Curtis then went on to find further success in Eddie Murphy-Dan Aykroyd comedy Trading Places, John Cleese crime-comedy A Fish Called Wanda, and James Cameron-directed action-comedy True Lies, where she starred alongside Arnold Schwarzenegger. 

Of the horror genre, of which she’s an admitted nonfan, she said, “I kind of never want back to it.”

When the 20th anniversary for the original Halloween inched near and Curtis realized she and Halloween director John Carpenter and co-writer Debra Hill were still active in show business, the actress floated to the filmmakers the idea of returning to the iconic slasher franchise.

Final Confrontation

“So H20 was conceived and there was a moment where John was going to direct it, but then he had other commitments and I ended up, kind of again, being the only representative,” Curtis said.

“But the idea of that movie was to kind of complete the story. But of course, with the Halloween movies there’s a completion and then there’s a ‘completion’. You know, the word ‘completion’ has many interpretations. I wanted a concrete ending. [In H20] when Laurie has that axe in her hand, she is saying [to Michael], ‘It’s you or me, because I’m not running anymore.’ For me, that was a very important moment and a very important completion,” Curtis explained.

The reunion movie saw scarred alcoholic Laurie Strode — also a mother of one in that continuity — facing off against brother Michael Myers twenty years after the events of Halloween night in 1978 (explored in Halloween and Halloween II), ultimately triumphing over the boogeyman when she decapitates him with an axe. 

The Death of Laurie Strode

“But of course what we learned, which by the way was not the original intention, was that it was not Michael, but an innocent man that she had killed,” Curtis said of revelations brought forth by Halloween: Resurrection.

That film undid the finality of Michael’s death at Laurie’s hands by explaining the mute murderer had crushed the throat of a hapless paramedic, using the victim as an unwitting double so that Michael could escape.

“So what I said to them was, ‘If this is in fact how we are going to conclude the movie, without the audience knowing, then I have to come back for one more movie, for a very short moment to conclude Laurie’s story.
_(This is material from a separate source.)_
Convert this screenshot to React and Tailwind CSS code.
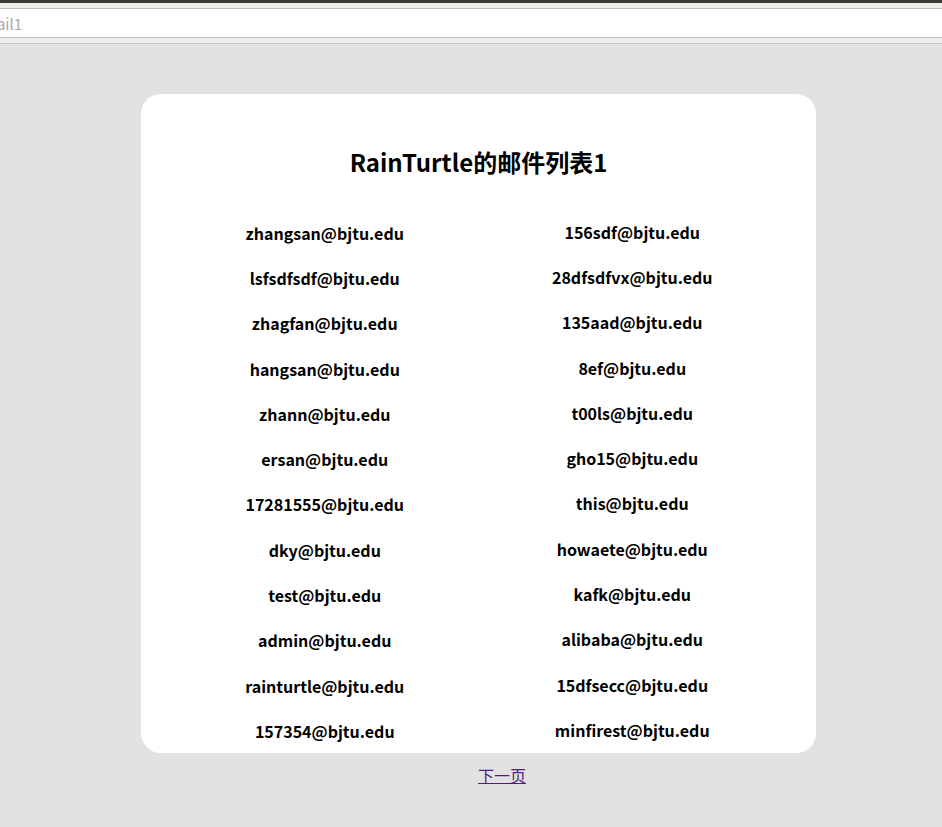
export default function App() {
  const left = ["zhangsan@bjtu.edu","lsfsdfsdf@bjtu.edu","zhagfan@bjtu.edu","hangsan@bjtu.edu","zhann@bjtu.edu","ersan@bjtu.edu","17281555@bjtu.edu","dky@bjtu.edu","test@bjtu.edu","admin@bjtu.edu","rainturtle@bjtu.edu","157354@bjtu.edu"];
  const right = ["156sdf@bjtu.edu","28dfsdfvx@bjtu.edu","135aad@bjtu.edu","8ef@bjtu.edu","t00ls@bjtu.edu","gho15@bjtu.edu","this@bjtu.edu","howaete@bjtu.edu","kafk@bjtu.edu","alibaba@bjtu.edu","15dfsecc@bjtu.edu","minfirest@bjtu.edu"];
  const font = { fontFamily: '"Noto Sans CJK SC", "Noto Sans", sans-serif' };
  return (
    <div className="min-h-[827px] w-[942px] bg-[#e2e2e2] overflow-hidden" style={font}>
      <div className="h-[3px] bg-[#3c3b37]" />
      <div className="h-[5px] bg-[#f0efed]" />
      <div className="h-[30px] bg-white border-y border-[#bfbebb] flex items-center overflow-hidden">
        <span className="text-[15px] text-[#a9a6a2] -ml-[17px] leading-none whitespace-nowrap">mail1</span>
      </div>
      <div className="h-[6px] bg-[#f0efed] border-b border-[#c8c7c4]" />
      <div className="ml-[141px] mt-[50px] w-[675px] h-[659px] bg-white rounded-[20px] px-[30px] pt-[48px] flex flex-col">
        <h1 className="text-center text-[24px] leading-[40px] font-bold text-black">RainTurtle的邮件列表1</h1>
        <div className="grid grid-cols-2 mt-[28px]">
          <div className="flex flex-col">
            {left.map((e) => (
              <div key={e} className="h-[45.3px] flex items-center justify-center text-[16px] font-bold text-black">{e}</div>
            ))}
          </div>
          <div className="flex flex-col -mt-px">
            {right.map((e) => (
              <div key={e} className="h-[45.3px] flex items-center justify-center text-[16px] font-bold text-black">{e}</div>
            ))}
          </div>
        </div>
      </div>
      <div className="ml-[141px] w-[722px] mt-[10px] flex justify-center">
        <a href="#" className="text-[16px] leading-[24px] text-[#551a8b] underline">下一页</a>
      </div>
    </div>
  );
}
I’m not going to make H20 ambiguous,’” she added.

“That was for me the reason I was in Halloween: Resurrection. I thought H20 was the correct thing to do at the time, I liked it, then I had to be in that other thing just to conclude the story, and then I truly thought I would not return to this.”

The Return of Laurie Strode

Curtis returned for Resurrection to fulfill a contractual obligation. That movie found Laurie institutionalized as result of her beheading of an innocent man, but nonetheless ready and waiting for Michael: when he attacks her again to finish her off, he finally succeeds, stabbing her and dropping her off the institution’s roof.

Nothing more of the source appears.